The logarithmic ratios demonstrate that Ryo’s advantage over Bitcoin, Monero, and Pirate Chain grows exponentially, driven by its optimal M = 1.0 and sustained E(t) increase. This quantifies the article’s assertion: supply and network decentralization together amplify a coin’s security, resilience, and fairness over time, with Ryo leading the pack by 2025 and beyond.

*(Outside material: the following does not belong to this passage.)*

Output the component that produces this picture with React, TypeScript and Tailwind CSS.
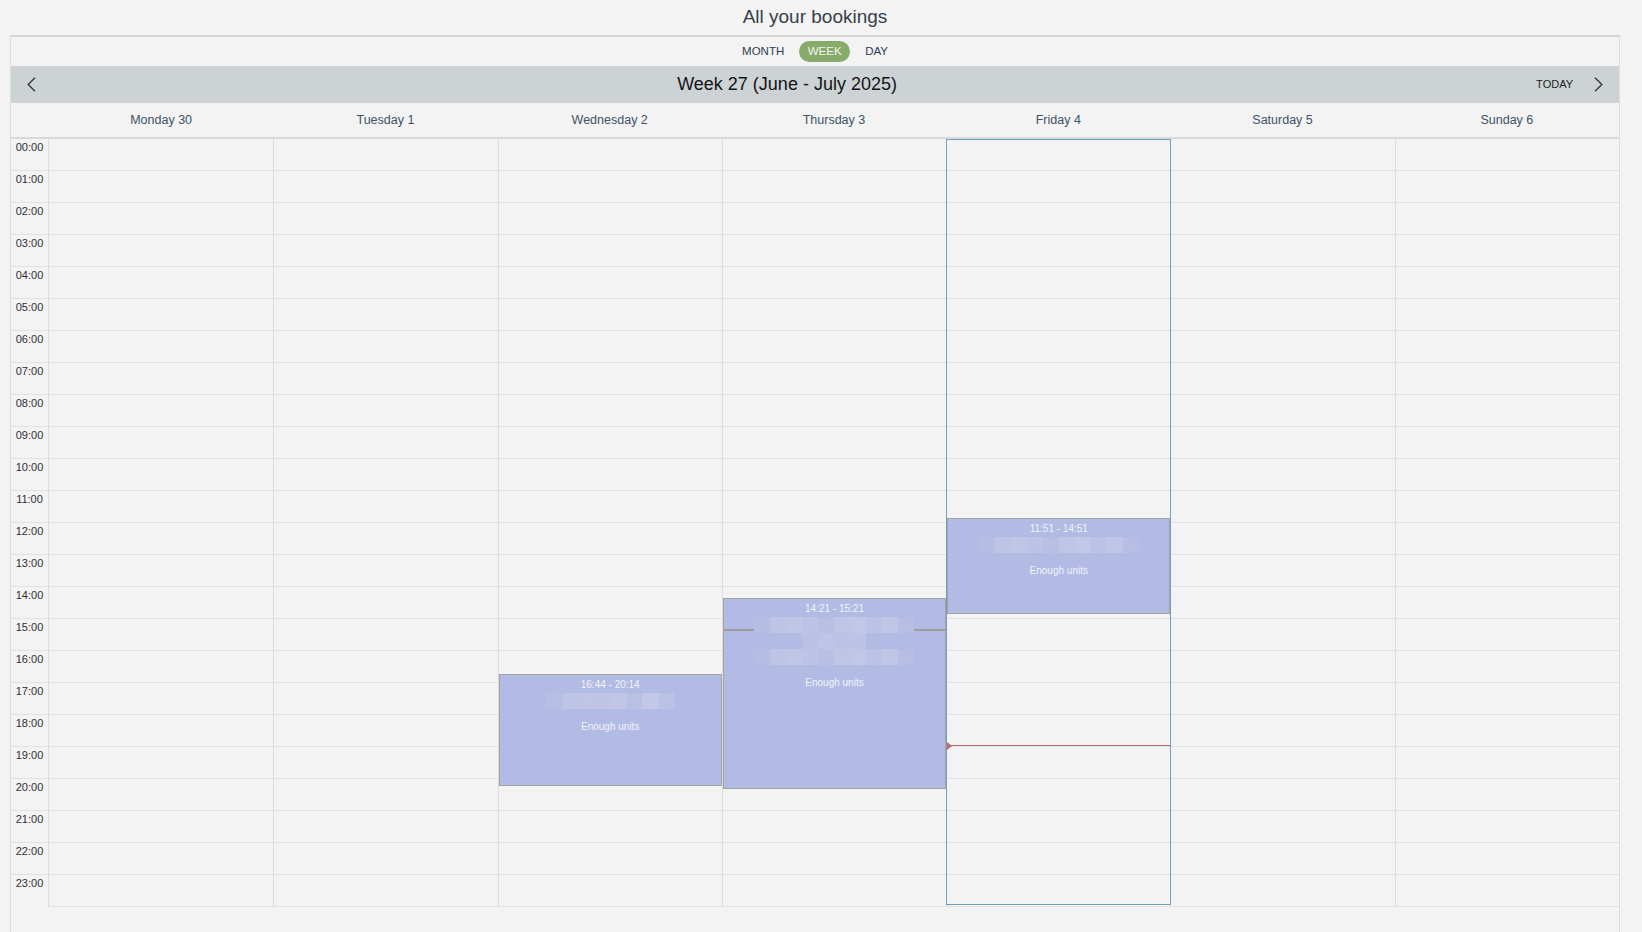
import React from 'react';

const HOURS = Array.from({ length: 24 }, (_, i) => `${String(i).padStart(2, '0')}:00`);
const DAYS = ['Monday 30', 'Tuesday 1', 'Wednesday 2', 'Thursday 3', 'Friday 4', 'Saturday 5', 'Sunday 6'];

// pixelated (blurred-out) name blocks
const BLUR_A = ['#b7bee3', '#bec4e6', '#c0c5e6', '#bfc4e5', '#c1c6e7', '#b9c0e4', '#c4c8e8', '#bcc2e5'];
const BLUR_B = ['#b6bde2', '#bfc4e5', '#c2c6e6', '#bec3e5', '#b9bfe3', '#c0c5e6', '#c3c7e7', '#bdc2e4', '#c1c5e6', '#b8bee3'];
const BLUR_C = ['#bac1e4', '#bfc4e6', '#bcc2e5', '#bec3e6'];

const Blur = ({ colors }: { colors: string[] }) => (
  <div className="flex justify-center">
    {colors.map((c, i) => (
      <div key={i} className="w-[16px] h-[16px]" style={{ backgroundColor: c }} />
    ))}
  </div>
);

type EventProps = {
  top: number;
  height: number;
  time: string;
  rows: string[][];
  split?: number;
};

const EventBox = ({ top, height, time, rows, split }: EventProps) => (
  <div
    className="absolute left-0 right-0 z-10 bg-[#b1bbe4] border border-[#a3a3a3] text-center text-[10px] text-[#f2f3fb]"
    style={{ top, height }}
  >
    {split !== undefined && (
      <div className="absolute left-0 right-0 h-[2px] bg-[#9d9d9d]" style={{ top: split }} />
    )}
    <div className="relative pt-[2px]">
      <div className="leading-[16px]">{time}</div>
      {rows.map((r, i) => (
        <Blur key={i} colors={r} />
      ))}
      <div className="mt-[10px] leading-[16px]">Enough units</div>
    </div>
  </div>
);

const Chevron = ({ dir }: { dir: 'left' | 'right' }) => (
  <svg width="9" height="15" viewBox="0 0 9 15" fill="none" stroke="#3a3a3a" strokeWidth="1.4">
    {dir === 'left' ? <polyline points="8,0.8 1.2,7.5 8,14.2" /> : <polyline points="1,0.8 7.8,7.5 1,14.2" />}
  </svg>
);

export default function App() {
  return (
    <div className="h-[932px] overflow-hidden bg-[#f2f3f2] font-['Liberation_Sans',Arial,sans-serif]">
      {/* Titulo */}
      <div className="ml-[10px] w-[1610px] h-[35px] flex items-center justify-center text-[19px] text-[#36404b]">
        All your bookings
      </div>

      <div className="ml-[10px] w-[1610px] h-[897px] border-x border-[#dcdede] border-t-2 border-t-[#d3d6d6]">
        {/* Vistas */}
        <div className="h-[29px] flex items-center justify-center gap-[15px] text-[11.5px] text-[#2e3d52]">
          <span>MONTH</span>
          <span className="bg-[#87ab6a] text-[#f1f5ec] rounded-full px-[8.5px] h-[21px] flex items-center">WEEK</span>
          <span>DAY</span>
        </div>

        {/* Navegacion */}
        <div className="h-[37px] bg-[#cdd2d4] flex items-center">
          <div className="w-[29px] pl-[16px] flex items-center">
            <Chevron dir="left" />
          </div>
          <div className="flex-1 text-center text-[18px] text-[#141414]">Week 27 (June - July 2025)</div>
          <div className="flex items-center gap-[21px] pl-[2px] pr-[16px]">
            <span className="text-[11px] text-[#1e1e1e]">TODAY</span>
            <Chevron dir="right" />
          </div>
        </div>

        {/* Cabecera de dias */}
        <div className="grid grid-cols-[38px_repeat(7,minmax(0,1fr))] h-[36px] border-b-2 border-[#d8dada]">
          <div />
          {DAYS.map(d => (
            <div key={d} className="flex items-center justify-center pt-px text-[12.5px] text-[#3d5269]">
              {d}
            </div>
          ))}
        </div>

        {/* Rejilla */}
        <div className="grid grid-cols-[38px_repeat(7,minmax(0,1fr))]">
          <div className="border-r border-[#dcdede]">
            {HOURS.map((h, i) => (
              <div
                key={h}
                className={`h-[32px] text-center text-[11px] leading-[13px] pt-[2px] text-[#2f2f35] ${i < 23 ? 'border-b border-[#e1e3e3]' : ''}`}
              >
                {h}
              </div>
            ))}
          </div>
          {DAYS.map((d, di) => (
            <div key={d} className={`relative ${di > 0 ? 'border-l border-[#dcdede]' : ''} ${di === 4 ? 'z-10' : ''}`}>
              {HOURS.map(h => (
                <div key={h} className="h-[32px] border-b border-[#e1e3e3]" />
              ))}

              {di === 2 && <EventBox top={535} height={112} time="16:44 - 20:14" rows={[BLUR_A]} />}
              {di === 3 && (
                <EventBox top={459} height={191} time="14:21 - 15:21" rows={[BLUR_B, BLUR_C, BLUR_B]} split={30} />
              )}
              {di === 4 && (
                <>
                  <EventBox top={379} height={96} time="11:51 - 14:51" rows={[BLUR_B]} />
                  {/* linea de hora actual */}
                  <div className="absolute left-0 right-0 top-[606px] h-px bg-[#c2676d]">
                    <svg className="absolute -top-[3.5px] left-0" width="5" height="8" viewBox="0 0 5 8">
                      <polygon points="0,0 5,4 0,8" fill="#c2676d" />
                    </svg>
                  </div>
                  <div className="absolute -left-px right-[-1px] top-0 bottom-[2px] border border-[#6f9fbd] pointer-events-none z-20" />
                </>
              )}
            </div>
          ))}
        </div>
      </div>
    </div>
  );
}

Conclusion: The Value of Decentralization

Decentralization distinguishes cryptocurrency from traditional finance. A decentralized supply prevents wealth hoarding, while a decentralized network thwarts control by any single entity. Bitcoin and Ryo Currency demonstrate how gradual emission and accessible mining (via GPUs) create a virtuous cycle of participation and resilience. Rapid-emission coins like Monero and Pirate Chain, while innovative, face supply concentration risks—Pirate Chain’s early ASIC miners and Monero’s botnet exposure (e.g., Operation Endgame’s 40% revelation) highlight these challenges. ASIC-dominated networks like Bitcoin’s further underscore the pitfalls of centralized mining power.

Beyond these core principles, second-degree factors such as marketing and adoption can also influence decentralization. For instance, Bitcoin’s adoption as legal tender in El Salvador in 2021 broadened its user base and node distribution, enhancing its resilience. Similarly, Monero’s widespread use on darknet marketplaces has driven adoption, though it also ties its network to niche, potentially centralized ecosystems. This article does not delve into these second-degree factors—such as how marketing or regulatory acceptance can improve or worsen decentralization—but instead focuses on the two foundational pillars: coin emission and mining algorithms.

A decentralized cryptocurrency’s value lies in its ability to empower individuals, resist censorship, and endure. By uniting supply and network decentralization, it transcends speculation to become a trustless, global system where power resides with the many. As of March 9, 2025, projects like Ryo, with its Cryptonight-GPU algorithm and gradual emission, exemplify this dual approach, positioning them as leaders in realizing cryptocurrency’s decentralized promise.